In April, the Pioneer Public Interest Law Center got the MBTA to hand over an August 2022 arbitration decision regarding a pension dispute between the T and its biggest union. It contained a critical win for the authority: Arbitrator Elizabeth Neumeier decided that most employees would have to work until age 65 to earn a full pension, saving the MBTA at least $12 million annually.

But the Carmen’s Union sued to invalidate that portion of the decision, and the parties returned to the bargaining table. The new pension agreement they hammered out doesn’t include the historic retirement age victory; T management negotiated it away.

The fund’s problem isn’t on the contribution side. In 2007, the T, which is responsible for three-quarters of any shortfall, contributed $37 million to the retirement fund. Sixteen years later, that annual contribution is well over $100 million.

As of Dec. 31, 2022, 5,555 active employees paid into the fund, but 6,783 retirees collected from it. The biggest reason for the mismatch is the age at which T employees retire. Those hired before December 2012 can retire with a full pension after 23 years of service, regardless of age. Those hired after December 2012 can retire with a full pension at age 55 after 25 years.

The arbitrator finally gave the MBTA the win it so desperately needed, and T management promptly gave it back. Many MBTA managers have long opposed changing the age at which employees can earn a full pension, fearing the reaction of T unions.

Another driver of the crisis is that T pension benefits are significantly more generous than what most other state employees get. For example, when a 60-year-old state employee earning $80,000 annually retires after 25 years, they get 1.5 percent of their salary for each year of service, or 37.5 percent, which adds up to an annual pension of around $30,000.

At the T, the multiplier is nearly 2.5 percent per year of service, so instead of receiving 37.5 percent, that same person’s pension benefit is 61.5 percent of their salary. At the T, the $80,000 earner will get nearly $50,000 annually.

T employees also contribute less toward their pensions than most state employees because, unlike state workers, T employee pension contributions are subject to collective bargaining rather than set by statute.

Another difference with the state is that the MBTA is part of Social Security. It’s one of a very small group of transit authorities created in the 1940s that pay both full Social Security and pension benefits. T retirees in their 60s are pulling down $50,000 to $60,000 annually from the pension, plus some $20,000 in Social Security. When the two are combined, it’s almost twice what most other state employees get. And even after paying into Social Security, total pension contributions for T workers aren’t much higher than what most state employees pay toward their pensions alone.

Hard as it may be to believe, the T retirement fund’s financial outlook is even worse than it appears. Financial projections assume the fund’s assets will earn 7.25 percent annually. Over time, actual returns have been more like 4 percent to 7 percent.

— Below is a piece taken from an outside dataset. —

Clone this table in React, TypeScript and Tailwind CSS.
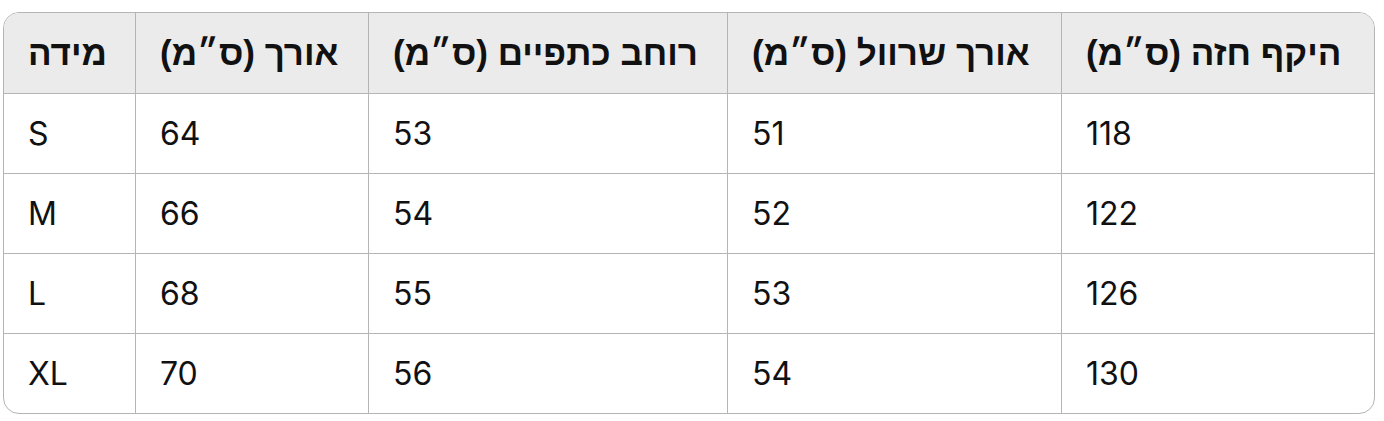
import React from 'react';

const headers = ['מידה', 'אורך (ס״מ)', 'רוחב כתפיים (ס״מ)', 'אורך שרוול (ס״מ)', 'היקף חזה (ס״מ)'];

const rows = [
  ['S', '64', '53', '51', '118'],
  ['M', '66', '54', '52', '122'],
  ['L', '68', '55', '53', '126'],
  ['XL', '70', '56', '54', '130'],
];

const cols = 'grid grid-cols-[131px_233px_359px_334px_313px]';

const App: React.FC = () => {
  return (
    <div className="w-[1384px] h-[421px] bg-white pt-[12px] pl-[3px] font-['Inter','Liberation_Sans',sans-serif] text-[#111111]">
      <div className="w-[1372px] rounded-[16px] border border-[#b5b5b5] overflow-hidden">
        <div className={`${cols} h-[80px] bg-[#ebebeb]`}>
          {headers.map((h, i) => (
            <div
              key={i}
              className={`flex items-center pl-6 text-[35px] font-bold font-['Liberation_Sans',sans-serif] ${i > 0 ? 'border-l border-[#b5b5b5]' : ''}`}
            >
              <span dir="rtl">{h}</span>
            </div>
          ))}
        </div>
        {rows.map((row, r) => (
          <div key={r} className={`${cols} h-[80px] border-t border-[#b5b5b5]`}>
            {row.map((cell, i) => (
              <div
                key={i}
                className={`flex items-center pl-6 text-[32px] ${i > 0 ? 'border-l border-[#b5b5b5]' : ''}`}
              >
                {cell}
              </div>
            ))}
          </div>
        ))}
      </div>
    </div>
  );
};

export default App;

These misleading projections are based on other faulty assumptions. In her 2022 decision, Neumeier refused the MBTA’s request to use newer actuarial tables, ruling that changing would be costly and that there was no compelling reason to update the tables. The ones in place are from 1989 — so old that they assume all T employees are men. Since women tend to live longer, the tables materially understate the retirement fund liability.

The T’s retirement fund is headed for a financial reckoning. Doing nothing would leave two bad options — allowing the fund to default or saddling state taxpayers with a multi-billion-dollar bailout.

The MBTA couldn’t afford to give back its win on retirement age, and state policy makers can’t continue to ignore the fact that the MBTA Retirement fund is spiraling toward insolvency. The T and its unions clearly won’t fix the problem, so the governor and Legislature must step in to raise the retirement age at the MBTA and bring employee contributions and benefits in line with those that other public employees in Massachusetts receive.

This op-ed was coauthored with Mark T. Williams, a professor of finance at Boston University’s Questrom School of Business and president of the Boston Economic Club.